A small utility to read rows of json and write to csv.
Make sure that Rust is installed. I suggest using rustup.rs.
This utility is developed on nightly, but uses no special features and should work on stable Rust.
$ git clone https://github.com/hwchen/jsonrow2csv.git && cd jsonrow2csv
$ cargo install
This should install a binary executable in ~./cargo/bin
.
If you don't want to install, you can still run by doing:
$ cargo build --release && ./target/release/main
Dont forget --release
, otherwise it will be slow!
Reads from stdin
if no file specified, otherwise specify filepath as arg.
Writes to stdout
if not file specified, otherwise specify filepath using
the -o
option.
You can specify which keys in each json row you want to filter for.
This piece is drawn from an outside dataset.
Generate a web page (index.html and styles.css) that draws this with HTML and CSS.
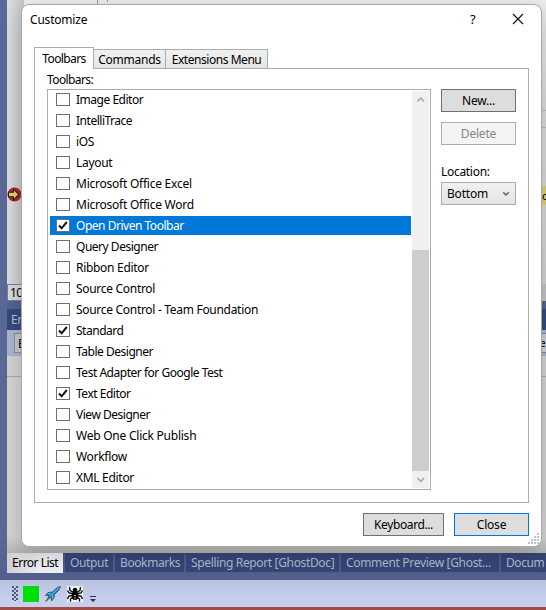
FILE: index.html
```
<!DOCTYPE html>
<html lang="en">
<head>
<meta charset="utf-8">
<title>Customize</title>
<link rel="stylesheet" href="styles.css">
</head>
<body>
<div class="ide">
  <div class="workspace">
    <div class="editor">
      <div class="margin">
        <svg class="breakpoint" width="15" height="15" viewBox="0 0 15 15"><circle cx="7.5" cy="7.5" r="7" fill="#b4232f"/><path d="M1.500 5.200h5V2l5.500 5.500-5.500 5.500V9.800h-5z" fill="#edcf75" stroke="#292014" stroke-width="1.100"/></svg>
      </div>
      <div class="code"><span class="guide"></span><span class="guide short"></span></div>
      <div class="edge"><div class="lines"></div><div class="highlight">c</div></div>
    </div>
    <div class="zoombar"><span class="zoom">10</span></div>
    <div class="gap"></div>
    <div class="panel-title">Er</div>
    <div class="panel-tools"><span class="filter">E</span><span class="search">e</span></div>
    <div class="columns"></div>
    <div class="results"></div>
    <nav class="doc-tabs">
      <span class="doc-tab current t1">Error List</span>
      <span class="doc-tab t2">Output</span>
      <span class="doc-tab t3">Bookmarks</span>
      <span class="doc-tab t4">Spelling Report [GhostDoc]</span>
      <span class="doc-tab t5">Comment Preview [Ghost...</span>
      <span class="doc-tab t6">Docum</span>
    </nav>
  </div>
  <div class="toolbar">
    <span class="grip"></span>
    <span class="green"></span>
    <svg class="rocket" width="16" height="16" viewBox="0 0 16 16"><path d="M15.500.5 12 1.500 7.500 6 3 6.500.5 9.500 4 9.500 2.500 13l3.500-1.500.5 3.500L9 12l.5-3.500L14 4z" fill="#1684c4" stroke="#3c4c5e" stroke-width=".8"/><path d="M14 1.500 5 10.500M3.500 8 6 7.500M7.500 12.500l.5-3" stroke="#79c9ef" stroke-width="1" fill="none"/><path d="M.5 15.500 4 12" stroke="#66686c" stroke-width="1.500"/></svg>
    <svg class="spider" width="16" height="16" viewBox="0 0 16 16"><path fill="#f0f2f3" d="M0 0h16v16H0z"/><ellipse cx="8" cy="9.500" rx="3.400" ry="4.500"/><circle cx="8" cy="4" r="2.300"/><path d="M6 6 3 4.500 2.500 1M10 6l3-1.500L13.500 1M5.500 7.500 2 7 .5 4.500M10.500 7.500 14 7l1.500-2.500M5 9.500l-3 .5L.5 13M11 9.500l3 .5 1.500 3M5.500 11.500 3.500 13v2.500M10.500 11.500l2 1.500v2.500" fill="none" stroke="#000" stroke-width="1.300"/><path d="M7 9.500h2M8 11v2" stroke="#b5b5b5"/></svg>
    <svg class="more" width="7" height="8" viewBox="0 0 7 8"><path d="M0 0h6v1H0zM0 3h6L3 6z" fill="#27335c"/></svg>
  </div>
  <div class="statusbar"></div>
</div>

<section class="dialog">
  <header class="titlebar">
    <span class="title">Customize</span>
    <span class="help">?</span>
    <svg class="close-x" width="12" height="12" viewBox="0 0 12 12"><path d="M1 1l10 10M11 1 1 11" stroke="#111" stroke-width="1.100"/></svg>
  </header>
  <div class="tabs">
    <span class="tab selected">Toolbars</span>
    <span class="tab commands">Commands</span>
    <span class="tab extensions">Extensions Menu</span>
  </div>
  <div class="page">
    <div class="left">
      <div class="label">Toolbars:</div>
      <div class="listbox">
        <ul class="items">
          <li class="snug"><i></i>Image Editor</li>
          <li class="snug"><i></i>IntelliTrace</li>
          <li><i></i>iOS</li>
          <li><i></i>Layout</li>
          <li class="loose"><i></i>Microsoft Office Excel</li>
          <li class="loose"><i></i>Microsoft Office Word</li>
          <li class="active snug"><i><svg viewBox="0 0 12 11"><path d="M2 5.500 4.600 8.300 9.800 2"/></svg></i>Open Driven Toolbar</li>
          <li class="snug"><i></i>Query Designer</li>
          <li><i></i>Ribbon Editor</li>
          <li><i></i>Source Control</li>
          <li><i></i>Source Control - Team Foundation</li>
          <li class="snug"><i><svg viewBox="0 0 12 11"><path d="M2 5.500 4.600 8.300 9.800 2"/></svg></i>Standard</li>
          <li class="snug"><i></i>Table Designer</li>
          <li class="snug"><i></i>Test Adapter for Google Test</li>
          <li class="snug"><i><svg viewBox="0 0 12 11"><path d="M2 5.500 4.600 8.300 9.800 2"/></svg></i>Text Editor</li>
          <li class="snug"><i></i>View Designer</li>
          <li class="loose"><i></i>Web One Click Publish</li>
          <li><i></i>Workflow</li>
          <li><i></i>XML Editor</li>
        </ul>
        <div class="scrollbar">
          <svg class="arrow" width="17" height="17" viewBox="0 0 17 17"><path d="M5.500 10.500 8.800 7l3.300 3.500"/></svg>
          <div class="track"></div>
          <div class="thumb"></div>
          <svg class="arrow" width="17" height="17" viewBox="0 0 17 17"><path d="M5.500 7 8.800 10.500 12.100 7"/></svg>
        </div>
      </div>
    </div>
    <div class="side">
      <div class="button dark">New...</div>
      <div class="button disabled">Delete</div>
      <div class="location">Location:</div>
      <div class="select">Bottom<svg width="8" height="6" viewBox="0 0 8 6"><path d="M1.200 1.200 4 4l2.800-2.800" fill="none" stroke="#606060" stroke-width="1.400"/></svg></div>
    </div>
  </div>
  <footer class="actions">
    <div class="button dark keyboard">Keyboard...</div>
    <div class="button primary">Close</div>
  </footer>
  <svg class="resize" width="11" height="11" viewBox="0 0 11 11"><path d="M9 0h2v2H9zM6 3h2v2H6zM9 3h2v2H9zM3 6h2v2H3zM6 6h2v2H6zM9 6h2v2H9zM0 9h2v2H0zM3 9h2v2H3zM6 9h2v2H6zM9 9h2v2H9z" fill="#c0c3cf"/></svg>
</section>
</body>
</html>
```
FILE: styles.css
```
* { box-sizing: border-box; }
body {
  margin: 0;
  width: 546px;
  height: 610px;
  overflow: hidden;
  position: relative;
  font: 12px/16px "Noto Sans", "Open Sans", sans-serif;
  letter-spacing: -0.3px;
  color: #000;
  white-space: nowrap;
}

/* Window behind the dialog */
.ide { height: 610px; display: flex; flex-direction: column; background: #5b6998; }
.workspace { height: 580px; padding-left: 7px; display: flex; flex-direction: column; background: linear-gradient(#5b6998 540px, #525f8b); overflow: hidden; }
.editor { height: 284px; display: flex; background: linear-gradient(#ececec, #dadada 120px, #d3d3d3); }
.margin { width: 17px; padding: 187px 0 0 0; background: linear-gradient(90deg, #dcdee0, #c5c6c8); }
.breakpoint { display: block; }
.code { flex: 1; display: flex; padding-left: 73px; gap: 9px; }
.guide { width: 1px; height: 4px; background: #999; }
.guide.short { height: 2px; }
.edge { width: 6px; padding-top: 110px; }
.lines { height: 18px; border: solid #bbbcc2; border-width: 1px 0; }
.highlight { margin-top: 58px; height: 19px; line-height: 19px; padding-left: 2px; background: #dfd071; font-size: 11px; }
.zoombar { height: 17px; background: #c3c3c5; }
.zoom { display: block; width: 17px; height: 17px; line-height: 16px; padding-left: 2px; letter-spacing: -.6px; border: 1px solid #6f7da9; border-width: 1px 0 1px 1px; background: #d9dadc; }
.gap { height: 8px; background: #56648f; }
.panel-title { height: 21px; line-height: 21px; padding-left: 4px; color: #bcc2d2; background: #354a7d; }
.panel-tools { height: 26px; padding: 3px 0; display: flex; justify-content: space-between; background: #aab5d3; }
.filter { width: 14px; margin-left: 7px; padding-left: 3px; border: 1px solid #888fa3; background: #c6c7c9; line-height: 19px; }
.search { width: 6px; border: solid #7d879e; border-width: 1px 0; background: #ccd0d4; line-height: 19px; font-size: 10px; }
.columns { height: 21px; background: #d3d3d3; border-bottom: 1px solid #a9aaae; }
.results { height: 176px; background: linear-gradient(#d4d4d4 160px, #b5b5b5); }
.doc-tabs { display: flex; gap: 2px; height: 20px; flex: none; background: linear-gradient(#35487a 1px, #4f5c88 1px); }
.doc-tab { height: 19px; line-height: 20px; color: #b0b8cc; background: #354677; padding-left: 5px; flex: none; }
.doc-tab.current { height: 20px; color: #000; background: linear-gradient(90deg, #d0d0d5, #efeff3 60%); }
.t1 { width: 56px; letter-spacing: -0.5px; }
.t2 { width: 48px; letter-spacing: -0.35px; }
.t3 { width: 69px; letter-spacing: -0.4px; }
.t4 { width: 153px; letter-spacing: -0.35px; }
.t5 { width: 158px; letter-spacing: -0.32px; }
.t6 { width: 45px; letter-spacing: -0.4px; }
.toolbar { height: 27px; padding: 6px 0 0 12px; display: flex; background: linear-gradient(#b9c1df, #c6d0ed 20px); }
.grip { width: 6px; height: 15px; margin-right: 5px; background: radial-gradient(circle at 1px 1px, #4e5a82 .8px, transparent 1px) 0 0 / 4px 4px, radial-gradient(circle at 3px 3px, #4e5a82 .8px, transparent 1px) 0 0 / 4px 4px; }
.green { width: 16px; height: 16px; background: #00e000; border: 1px solid #00d820; }
.rocket { margin-left: 6px; }
.spider { margin-left: 6px; }
.more { margin: 10px 0 0 7px; }
.statusbar { height: 3px; background: #a34b42; }

/* Dialog */
.dialog { position: absolute; left: 21px; top: 4px; width: 521px; height: 543px; border: 1px solid #a9a9a9; border-radius: 8px; background: #fff; box-shadow: 0 7px 22px rgba(0, 0, 0, .2); }
.titlebar { height: 42px; display: flex; padding-left: 8px; }
.title { width: 438px; padding-top: 7px; letter-spacing: -0.2px; }
.help { width: 44px; padding-top: 6px; font-size: 13px; padding-left: 2px; }
.close-x { margin-top: 8px; }
.tabs { height: 21px; display: flex; align-items: flex-end; padding-left: 12px; position: relative; z-index: 1; }
.tab { height: 19px; line-height: 19px; border: 1px solid #acacac; border-bottom: 0; background: linear-gradient(#f0f0f0, #e5e5e5); text-align: center; }
.tab.selected { width: 60px; height: 22px; line-height: 21px; background: #fff; margin-bottom: -1px; letter-spacing: -.6px; }
.commands { width: 73px; margin-left: -1px; letter-spacing: -.25px; }
.extensions { width: 103px; margin-left: -1px; letter-spacing: -.45px; }
.page { width: 495px; height: 435px; margin-left: 12px; border: 1px solid #acacac; display: flex; padding: 2px 0 0 12px; }
.left { width: 384px; }
.label { height: 18px; line-height: 17px; letter-spacing: -.6px; }
.listbox { height: 401px; display: flex; justify-content: space-between; border: 1px solid #acacac; padding: 0 1px 0 2px; }
.items { margin: 0; padding: 0; width: 361px; list-style: none; }
.items li { height: 19px; margin-bottom: 2px; display: flex; align-items: center; gap: 6px; padding-left: 6px; line-height: 19px; }
.items .snug { letter-spacing: -.48px; }
.items .loose { letter-spacing: -.24px; }
.items i { width: 14px; height: 13px; border: 1px solid #707070; background: #fff; flex: none; display: flex; }
.items i svg { width: 12px; height: 11px; fill: none; stroke: #151515; stroke-width: 2; }
.items .active { background: #0078d7; color: #fff; }
.scrollbar { width: 17px; margin: 1px 0; background: #f0f0f0; display: flex; flex-direction: column; }
.arrow { fill: none; stroke: #a3a3a3; stroke-width: 1.5; flex: none; }
.track { height: 142px; }
.thumb { flex: 1; background: #cdcdcd; }
.side { width: 75px; margin: 18px 0 0 10px; }
.button { width: 75px; height: 23px; border: 1px solid #acacac; text-align: center; line-height: 22px; background: #ddd; letter-spacing: -.2px; }
.button.dark { border-color: #707070; }
.button.disabled { margin-top: 10px; background: #f4f4f4; color: #858585; }
.location { margin-top: 18px; height: 19px; line-height: 18px; }
.select { height: 23px; line-height: 21px; border: 1px solid #acacac; background: linear-gradient(#f0f0f0, #e5e5e5); padding: 0 5px; display: flex; justify-content: space-between; align-items: center; letter-spacing: -.2px; }
.actions { display: flex; justify-content: flex-end; gap: 10px; padding: 10px 12px 0 0; }
.keyboard { width: 81px; }
.button.keyboard { letter-spacing: -.4px; }
.button.primary { border-color: #0078d7; }
.resize { position: absolute; right: 2px; bottom: 2px; }
```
One method is to set an env var: export KEYS=key1,key2,key3
with the keys
as one string separated by ,
.
Another method is to set by cli arg -k
. Each -k <key>
is one key; Because
of parsing concerns, multiple values cannot be used with one -k
, but you can
specify several values using several -k
.
The test.json
file is a pseudo-random file containing 6 rows of json objects
(no nested objects or arrays). json generator
I generated up to a 1gb test file using awk:
$ cat testfile-medium.txt | awk '{a[NR]=$0}END{for (i=0; i<10; i++){for(k in a){print a[k]}}}' > testfile-large.txt
This repeats each chunk of lines. Because I'm not an awk wizard, google.
Some quick timings:
mochi:jsonrow2csv (master|✔) > ls -l
total 1126440
drwxrwxr-x 3 hwchen hwchen 4096 Apr 21 23:21 src
drwxrwxr-x 4 hwchen hwchen 4096 Apr 23 13:29 target
-rw-rw-r-- 1 hwchen hwchen 6713 Apr 23 20:22 Cargo.lock
-rw-rw-r-- 1 hwchen hwchen 161 Apr 23 20:09 Cargo.toml
-rw-rw-r-- 1 hwchen hwchen 1047644040 Apr 23 13:59 testfile-large.txt
-rw-rw-r-- 1 hwchen hwchen 104764404 Apr 23 13:59 testfile-medium.txt
-rw-rw-r-- 1 hwchen hwchen 1027102 Apr 23 13:57 testfile-small.txt
-rw-rw-r-- 1 hwchen hwchen 5738 Apr 23 13:21 test.json
mochi:jsonrow2csv (master|✔) > cargo build --release && time cat testfile-large.txt | pv --rate | ./target/release/main > /dev/null
Finished release [optimized] target(s) in 0.0 secs
real 4.86s]
user 0.00
sys 0.56
[ 205MiB/s]